Dataset records start

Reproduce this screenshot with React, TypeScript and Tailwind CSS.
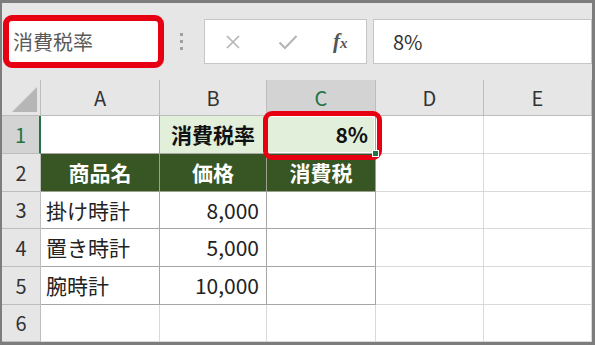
import React from "react";

const font = "font-['Noto_Sans_CJK_JP','Noto_Sans',sans-serif]";

const cols = ["A", "B", "C", "D", "E"];

type Cell = {
  text?: string;
  align?: "left" | "center" | "right";
  kind?: "plain" | "table" | "label" | "head" | "selected";
};

const rows: Cell[][] = [
  [
    { kind: "table" },
    { text: "消費税率", align: "center", kind: "label" },
    { text: "8%", align: "right", kind: "selected" },
    {},
    {},
  ],
  [
    { text: "商品名", align: "center", kind: "head" },
    { text: "価格", align: "center", kind: "head" },
    { text: "消費税", align: "center", kind: "head" },
    {},
    {},
  ],
  [
    { text: "掛け時計", kind: "table" },
    { text: "8,000", align: "right", kind: "table" },
    { kind: "table" },
    {},
    {},
  ],
  [
    { text: "置き時計", kind: "table" },
    { text: "5,000", align: "right", kind: "table" },
    { kind: "table" },
    {},
    {},
  ],
  [
    { text: "腕時計", kind: "table" },
    { text: "10,000", align: "right", kind: "table" },
    { kind: "table" },
    {},
    {},
  ],
  [{}, {}, {}, {}, {}],
];

function GridCell({ cell }: { cell: Cell }) {
  const kind = cell.kind ?? "plain";
  const align =
    cell.align === "right"
      ? "justify-end pr-[7px]"
      : cell.align === "center"
        ? "justify-center"
        : "justify-start pl-[5px]";
  const look =
    kind === "head"
      ? "bg-[#375623] text-white font-bold border-[#9aa28f]"
      : kind === "label" || kind === "selected"
        ? "bg-[#e2efda] text-[#111] font-bold border-[#a6a6a6]"
        : kind === "table"
          ? "bg-white text-[#222] border-[#a6a6a6]"
          : "bg-white border-[#d9d9d9]";

  return (
    <div className={`relative flex items-center border-r border-b text-[21px] leading-none ${align} ${look}`}>
      {kind === "selected" && (
        <>
          <div className="absolute left-0 top-0 right-0 bottom-0 border border-white" />
          <div className="absolute -right-[4px] -bottom-[4px] w-[7px] h-[7px] bg-[#217346] border border-white z-20" />
          <div className="absolute -left-[4px] -top-[5px] -right-[7px] -bottom-[7px] border-[5px] border-[#e60012] rounded-[9px] z-10" />
        </>
      )}
      <span className="relative">{cell.text}</span>
    </div>
  );
}

export default function App() {
  return (
    <div className={`w-[595px] h-[345px] border-l-2 border-t-[3px] border-r-[3px] border-b-[3px] border-[#7d7d7d] bg-[#e6e6e6] flex flex-col overflow-hidden ${font}`}>
      {/* formula bar */}
      <div className="h-[77px] flex items-center shrink-0">
        <div className="ml-px w-[161px] h-[53px] border-[6px] border-[#e60012] rounded-[9px] bg-white flex items-center pl-[4px] text-[20px] text-[#5a5a5a]">
          消費税率
        </div>
        <div className="ml-[16px] w-[3px] flex flex-col gap-[4px]">
          <span className="w-[3px] h-[3px] bg-[#a0a0a0]" />
          <span className="w-[3px] h-[3px] bg-[#a0a0a0]" />
          <span className="w-[3px] h-[3px] bg-[#a0a0a0]" />
        </div>
        <div className="ml-[21px] w-[163px] h-[45px] bg-white border border-[#c6c6c6] flex items-center">
          <svg className="ml-[20px]" width="16" height="16" viewBox="0 0 16 16">
            <path d="M2 2L14 14M14 2L2 14" stroke="#b4b4b4" strokeWidth="1.6" />
          </svg>
          <svg className="ml-[37px]" width="20" height="16" viewBox="0 0 20 16">
            <path d="M1.5 8.5L7 14L18.5 2" fill="none" stroke="#b4b4b4" strokeWidth="2" />
          </svg>
          <span className="ml-[35px] font-['Liberation_Serif',serif] italic font-bold text-[21px] text-[#555] leading-none">
            f<span className="text-[15px]">x</span>
          </span>
        </div>
        <div className="ml-[6px] flex-1 h-[45px] bg-white border border-[#c6c6c6] flex items-center pl-[19px] text-[20px] text-[#333]">
          8%
        </div>
      </div>

      {/* sheet */}
      <div className="grid grid-cols-[39px_119px_107px_109px_108px_1fr] grid-rows-[36px_38px_38px_37px_38px_38px_37px] flex-1">
        <div className="relative bg-[#e6e6e6] border-r border-b border-[#bdbdbd]">
          <svg className="absolute left-[10px] top-[7px]" width="25" height="25" viewBox="0 0 25 25">
            <path d="M25 0V25H0Z" fill="#b6b6b6" />
          </svg>
        </div>
        {cols.map((c) => (
          <div
            key={c}
            className={`flex items-center justify-center border-r border-b text-[20px] border-[#bdbdbd] ${
              c === "C" ? "bg-[#d3d3d3] text-[#217346]" : "bg-[#e6e6e6] text-[#333]"
            }`}
          >
            {c}
          </div>
        ))}
        {rows.map((row, i) => (
          <React.Fragment key={i}>
            <div
              className={`flex items-center justify-center border-b text-[20px] ${
                i === 0
                  ? "bg-[#d3d3d3] text-[#217346] border-r-2 border-[#217346] border-b-[#bdbdbd]"
                  : "bg-[#e6e6e6] text-[#333] border-r border-[#bdbdbd]"
              }`}
            >
              {i + 1}
            </div>
            {row.map((cell, j) => (
              <GridCell key={j} cell={cell} />
            ))}
          </React.Fragment>
        ))}
      </div>
    </div>
  );
}
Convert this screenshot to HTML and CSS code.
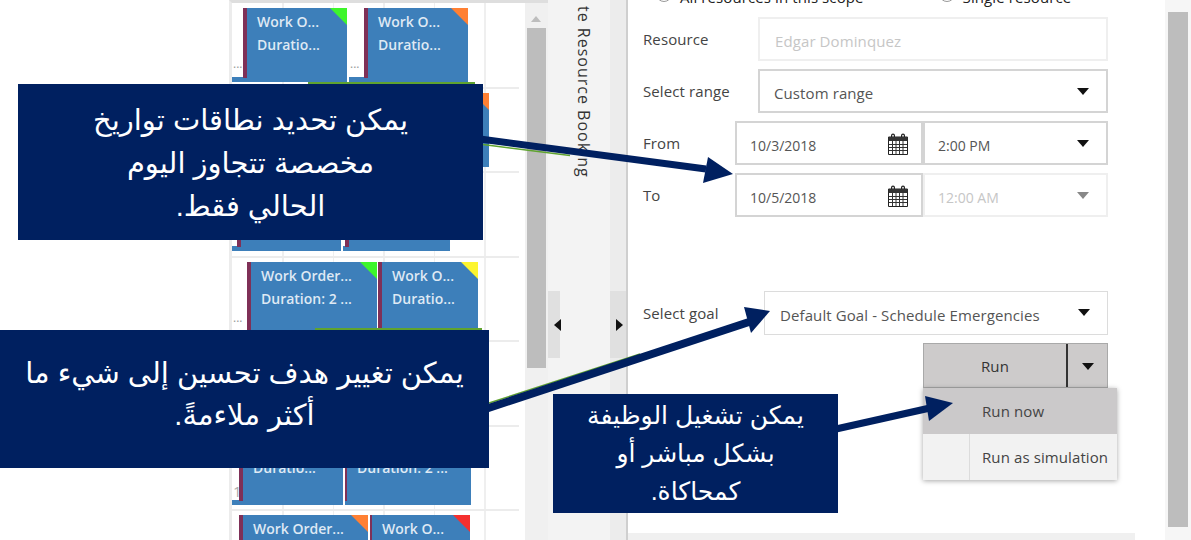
FILE: index.html
```html
<!DOCTYPE html>
<html>
<head>
    <title>Create Resource Booking</title>
    <meta name="viewport" content="width=device-width, initial-scale=1.0">
    <link rel="stylesheet" href="styles.css">
</head>
<body>
    <div class="page">
        <div class="blank"></div>

        <div class="board">
            <div class="row">
                <div class="tail t11"><span class="more">...</span></div>
                <div class="card w104 green"><p>Work O...</p><p>Duratio...</p></div>
                <div class="tail t15 gap2"><span class="more">...</span></div>
                <div class="card w104 orange"><p>Work O...</p><p>Duratio...</p></div>
            </div>
            <div class="row">
                <div class="tail t11"></div>
                <div class="card w114 green"></div>
                <div class="card w130 orange gap2"></div>
            </div>
            <div class="row">
                <div class="tail t5"></div>
                <div class="card w104 yellow"></div>
                <div class="tail t2 gap2"></div>
                <div class="card w105 green"></div>
            </div>
            <div class="row">
                <div class="tail t15 clear"><span class="more">...</span></div>
                <div class="card w130 green"><p>Work Order...</p><p>Duration: 2 ...</p></div>
                <div class="card w100 yellow gap1"><p>Work O...</p><p>Duratio...</p></div>
            </div>
            <div class="row"></div>
            <div class="row">
                <div class="tail t7"><span class="more digit">1</span></div>
                <div class="card w104 orange"><p>&nbsp;</p><p>Duratio...</p></div>
                <div class="card w126 red gap2 thin"><p>&nbsp;</p><p>Duration: 2 ...</p></div>
            </div>
            <div class="row last">
                <div class="tail t7 clear"></div>
                <div class="card w129 orange"><p>Work Order...</p><p>Duration: 2 ...</p></div>
                <div class="card w100 red gap2 thin"><p>Work O...</p><p>Duratio...</p></div>
            </div>
        </div>

        <div class="board-scroll">
            <div class="scroll-up"></div>
            <div class="scroll-thumb"></div>
        </div>

        <div class="tab">
            <div class="handle"><i class="arrow-left"></i></div>
            <div class="tab-title">te Resource Booking</div>
        </div>
        <div class="tab-edge">
            <div class="handle"><i class="arrow-right"></i></div>
        </div>

        <div class="panel">
            <div class="radios">
                <span class="radio">All resources in this scope</span>
                <span class="radio second">Single resource</span>
            </div>

            <div class="field-row">
                <label class="w115">Resource</label>
                <div class="box disabled grow">Edgar Dominquez</div>
            </div>
            <div class="field-row">
                <label class="w115">Select range</label>
                <div class="box strong grow">Custom range<i class="caret"></i></div>
            </div>
            <div class="field-row">
                <label class="w92">From</label>
                <div class="box strong date">10/3/2018
                    <svg class="cal" viewBox="0 0 20 22"><use href="#cal"></use></svg>
                </div>
                <div class="box strong time">2:00 PM<i class="caret"></i></div>
            </div>
            <div class="field-row">
                <label class="w92">To</label>
                <div class="box strong date">10/5/2018
                    <svg class="cal" viewBox="0 0 20 22"><use href="#cal"></use></svg>
                </div>
                <div class="box disabled time">12:00 AM<i class="caret dim"></i></div>
            </div>
            <div class="field-row goal">
                <label class="w121">Select goal</label>
                <div class="box grow">Default Goal - Schedule Emergencies<i class="caret"></i></div>
            </div>

            <div class="run-wrap">
                <div class="run">
                    <div class="run-main">Run</div>
                    <div class="run-more"><i class="caret"></i></div>
                </div>
                <div class="menu">
                    <div class="menu-item active">Run now</div>
                    <div class="menu-item">Run as simulation</div>
                </div>
            </div>
            <div class="panel-foot"></div>
        </div>

        <div class="panel-scroll"><div class="panel-thumb"></div></div>
    </div>

    <svg class="defs" width="0" height="0">
        <symbol id="cal" viewBox="0 0 20 22">
            <path d="M5 0.5a2 2 0 0 1 2 2v2H5.8V2.6a.8.8 0 0 0-1.6 0v2H3v-2a2 2 0 0 1 2-2zM15 0.5a2 2 0 0 1 2 2v2h-1.2V2.6a.8.8 0 0 0-1.6 0v2H13v-2a2 2 0 0 1 2-2z" fill="#222"/>
            <path d="M0.5 4h19v17.5H0.5z" fill="#fff" stroke="#222"/>
            <path d="M0.5 4h19v4h-19z" fill="#333"/>
            <path d="M1 11.5h18M1 14.5h18M1 17.5h18M4.5 8v13M8 8v13M11.5 8v13M15 8v13" stroke="#333" stroke-width="1" fill="none"/>
        </symbol>
    </svg>

    <!-- callouts and arrows lie over the app -->
    <div class="green-line one"></div>
    <div class="green-line two"></div>
    <svg class="arrows" width="1191" height="540" viewBox="0 0 1191 540">
        <path d="M483 144.5L570 155.5M489 403L640 354" stroke="#5fa32f" stroke-width="1.5" fill="none"/>
        <path d="M480 139L706 169" stroke="#002060" stroke-width="7" fill="none"/>
        <path d="M733 174L708 157L703 183z" fill="#002060"/>
        <path d="M487 408.5L749 322" stroke="#002060" stroke-width="8" fill="none"/>
        <path d="M770 311L744 307L751 333z" fill="#002060"/>
        <path d="M836 429L930 408" stroke="#002060" stroke-width="7" fill="none"/>
        <path d="M953 403L925 396L929 421z" fill="#002060"/>
    </svg>

    <div class="callout c1" lang="ar" dir="rtl">
        <p>يمكن تحديد نطاقات تواريخ</p>
        <p>مخصصة  تتجاوز اليوم</p>
        <p>الحالي فقط.</p>
    </div>
    <div class="callout c2" lang="ar" dir="rtl">
        <p>يمكن تغيير  هدف تحسين إلى شيء ما</p>
        <p>أكثر ملاءمةً.</p>
    </div>
    <div class="callout c3" lang="ar" dir="rtl">
        <p>يمكن تشغيل الوظيفة</p>
        <p>بشكل مباشر أو</p>
        <p>كمحاكاة.</p>
    </div>
</body>
</html>
```

FILE: styles.css
```css
* {
    box-sizing: border-box;
}

html, body {
    margin: 0;
    height: 540px;
    overflow: hidden;
    background-color: white;
}

body {
    position: relative;
    font-family: "Open Sans", sans-serif;
    font-size: 15px;
    letter-spacing: 0.1px;
    color: #444;
}

p {
    margin: 0;
}

.defs {
    display: block;
}

.page {
    display: flex;
    height: 540px;
}

.blank {
    width: 229px;
    flex: none;
}

/* schedule board */
.board {
    width: 296px;
    flex: none;
    height: 540px;
    padding-top: 1px;
    overflow: hidden;
    border-left: 3px solid #ececec;
    border-top: 3px solid #dedede;
    background-image: repeating-linear-gradient(to right, transparent 0, transparent 49px, #efefef 49px, #efefef 50.6px);
    background-size: 255px 100%;
    background-repeat: no-repeat;
    background-position: 1px 0;
}

.row {
    display: flex;
    align-items: flex-start;
    height: 84.5px;
    margin-right: 6px;
    padding-top: 4px;
    border-bottom: 2px solid #ececec;
}

.row.last {
    border-bottom: none;
}

.tail {
    position: relative;
    flex: none;
    height: 5px;
    margin-top: 69px;
    background-color: #3d7fba;
}

.tail.clear {
    background-color: transparent;
}

.t2 { width: 2px; }
.t5 { width: 5px; }
.t7 { width: 7px; }
.t11 { width: 11px; }
.t15 { width: 15px; }

.more {
    position: absolute;
    left: 1px;
    bottom: 11px;
    font-size: 12px;
    letter-spacing: 0;
    line-height: 14px;
    color: #999;
}

.digit {
    bottom: 6px;
    font-size: 15px;
    line-height: 16px;
    color: #aaa;
}

.card {
    position: relative;
    flex: none;
    height: 74px;
    padding: 2px 0 0 14px;
    background-color: #3d7fba;
    color: #dfe9f4;
    font-weight: 600;
    font-size: 14px;
    letter-spacing: 0;
    line-height: 23px;
    white-space: nowrap;
}

/* maroon stripe on the left of a booking */
.card::before {
    content: "";
    position: absolute;
    left: 0;
    top: 0;
    bottom: 4px;
    width: 4px;
    background-color: #7f3057;
}

.card.thin {
    padding-left: 12px;
}

.card.thin::before {
    width: 2px;
}

/* status corner */
.card::after {
    content: "";
    position: absolute;
    right: 0;
    top: 0;
    border-style: solid;
    border-width: 0 17px 17px 0;
    border-color: transparent var(--corner) transparent transparent;
}

.green { --corner: #3ef52b; }
.orange { --corner: #ff8033; }
.yellow { --corner: #fdf52f; }
.red { --corner: #f5302f; }

.w100 { width: 100px; }
.w104 { width: 104px; }
.w105 { width: 105px; }
.w114 { width: 114px; }
.w126 { width: 126px; }
.w129 { width: 129px; }
.w130 { width: 130px; }

.gap1 { margin-left: 1px; }
.gap2 { margin-left: 2px; }

/* scrollbar next to the board */
.board-scroll {
    width: 23px;
    flex: none;
    padding: 13px 0 0 2px;
    background-color: #f0f0f0;
    border-top: 3px solid #dedede;
}

.scroll-up {
    width: 0;
    margin: 0 0 6px 4px;
    border-style: solid;
    border-width: 0 5px 6px 5px;
    border-color: transparent transparent #bdbdbd transparent;
}

.scroll-thumb {
    width: 19px;
    height: 340px;
    background-color: #bdbdbd;
}

/* collapsed tab with the vertical title */
.tab {
    position: relative;
    width: 62px;
    flex: none;
    background-color: #f3f3f3;
}

.tab-title {
    position: absolute;
    left: 26px;
    top: 6px;
    writing-mode: vertical-rl;
    font-size: 16px;
    letter-spacing: 1px;
    line-height: 20px;
    color: #333;
    white-space: nowrap;
}

.tab-edge {
    position: relative;
    width: 18px;
    flex: none;
    background-color: #ececec;
    border-right: 2px solid #cfcfcf;
}

.handle {
    position: absolute;
    left: 0;
    top: 291px;
    width: 12px;
    height: 67px;
    display: flex;
    align-items: center;
    justify-content: center;
    background-color: #e0e0e0;
}

.tab-edge .handle {
    width: 16px;
    padding-left: 2px;
}

.arrow-left {
    border-style: solid;
    border-width: 6px 7px 6px 0;
    border-color: transparent #111 transparent transparent;
    margin-left: 6px;
}

.arrow-right {
    border-style: solid;
    border-width: 6px 0 6px 7px;
    border-color: transparent transparent transparent #111;
}

/* form panel */
.panel {
    position: relative;
    width: 537px;
    flex: none;
    padding: 0 57px 0 15px;
    overflow: hidden;
}

.radios {
    height: 17px;
    margin-top: -13px;
    margin-bottom: 13px;
    padding-left: 37px;
    display: flex;
    white-space: nowrap;
    color: #222;
}

.radio {
    position: relative;
}

.radio::before {
    content: "";
    position: absolute;
    left: -24px;
    bottom: 2px;
    width: 14px;
    height: 14px;
    border: 1px solid #999;
    border-radius: 50%;
}

.second {
    margin-left: 99px;
}

.field-row {
    display: flex;
    align-items: center;
    height: 44px;
    margin-bottom: 8px;
}

.goal {
    margin-top: 74px;
}

label {
    flex: none;
    color: #444;
}

.w115 { width: 115px; }
.w92 { width: 92px; }
.w121 { width: 121px; }

.box {
    position: relative;
    height: 44px;
    padding: 3px 15px 0;
    display: flex;
    align-items: center;
    border: 1px solid #dcdcdc;
    color: #555;
    white-space: nowrap;
}

.grow {
    flex-grow: 1;
}

.box.strong {
    border: 2px solid #d4d4d4;
    padding-left: 14px;
    padding-top: 4px;
}

.box.disabled {
    border: 2px solid #efefef;
    color: #c6c6c6;
    padding-top: 4px;
}

.date {
    width: 188px;
    font-size: 14px;
    letter-spacing: 0;
}

.time {
    width: 185px;
    font-size: 14px;
    letter-spacing: 0;
    padding-left: 13px;
}

.box.strong.time, .box.disabled.time {
    padding-left: 13px;
}

.box.strong.date {
    padding-left: 13px;
}

.caret {
    position: absolute;
    right: 17px;
    top: 17px;
    border-style: solid;
    border-width: 7px 6.5px 0 6.5px;
    border-color: #111 transparent transparent transparent;
}

.caret.dim {
    border-top-color: #888;
}

.cal {
    position: absolute;
    right: 13px;
    top: 10px;
    width: 20px;
    height: 22px;
}

.run-wrap {
    position: relative;
    width: 185px;
    margin-left: 280px;
}

.run {
    display: flex;
    height: 45px;
    border: 1px solid #a9a9a9;
    background-color: #cdcbcb;
    color: #333;
}

.run-main {
    flex-grow: 1;
    display: flex;
    align-items: center;
    justify-content: center;
    border-right: 2px solid #333;
}

.run-more {
    position: relative;
    width: 39px;
}

.run-more .caret {
    right: 13px;
    top: 19px;
}

.menu {
    position: absolute;
    left: 0;
    top: 45px;
    width: 194px;
    background-color: #f2f2f2;
    box-shadow: 0 1px 5px rgba(0, 0, 0, 0.35);
}

.menu-item {
    height: 46px;
    padding-left: 59px;
    display: flex;
    align-items: center;
    color: #444;
    background-image: linear-gradient(#dcdcdc, #dcdcdc);
    background-size: 1px 100%;
    background-position: 46px 0;
    background-repeat: no-repeat;
}

.menu-item.active {
    background-color: #cbc9ca;
    background-image: none;
}

.panel-foot {
    position: absolute;
    left: 0;
    right: 30px;
    bottom: 0;
    height: 7px;
    background-color: #f0f0f0;
}

.panel-scroll {
    flex-grow: 1;
    padding: 12px 3px 0 3px;
    background-color: #f6f6f6;
}

.panel-thumb {
    height: 515px;
    background-color: #bdbdbd;
}

/* overlays */
.arrows {
    position: absolute;
    left: 0;
    top: 0;
}

.green-line {
    position: absolute;
    height: 2px;
    background-color: #5fa32f;
}

.green-line.one {
    left: 308px;
    top: 82px;
    width: 167px;
}

.green-line.two {
    left: 315px;
    top: 328px;
    width: 167px;
}

.callout {
    position: absolute;
    background-color: #002060;
    color: white;
    font-family: "Liberation Sans", "DejaVu Sans", sans-serif;
    letter-spacing: 0;
    text-align: center;
}

.c1 {
    left: 18px;
    top: 84px;
    width: 465px;
    height: 156px;
    padding-top: 15px;
    font-size: 29px;
    line-height: 43px;
}

.c2 {
    left: 0;
    top: 330px;
    width: 489px;
    height: 138px;
    padding-top: 22px;
    font-size: 29px;
    line-height: 42px;
}

.c3 {
    left: 553px;
    top: 394px;
    width: 285px;
    height: 119px;
    padding-top: 2px;
    font-size: 25px;
    line-height: 38px;
}
```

Dataset records end

**Task instructions**
Find the word "with" and list each line it appears in.

**Result**
Reproduce this screenshot with React, TypeScript and Tailwind CSS.
/* collapsed tab with the vertical title */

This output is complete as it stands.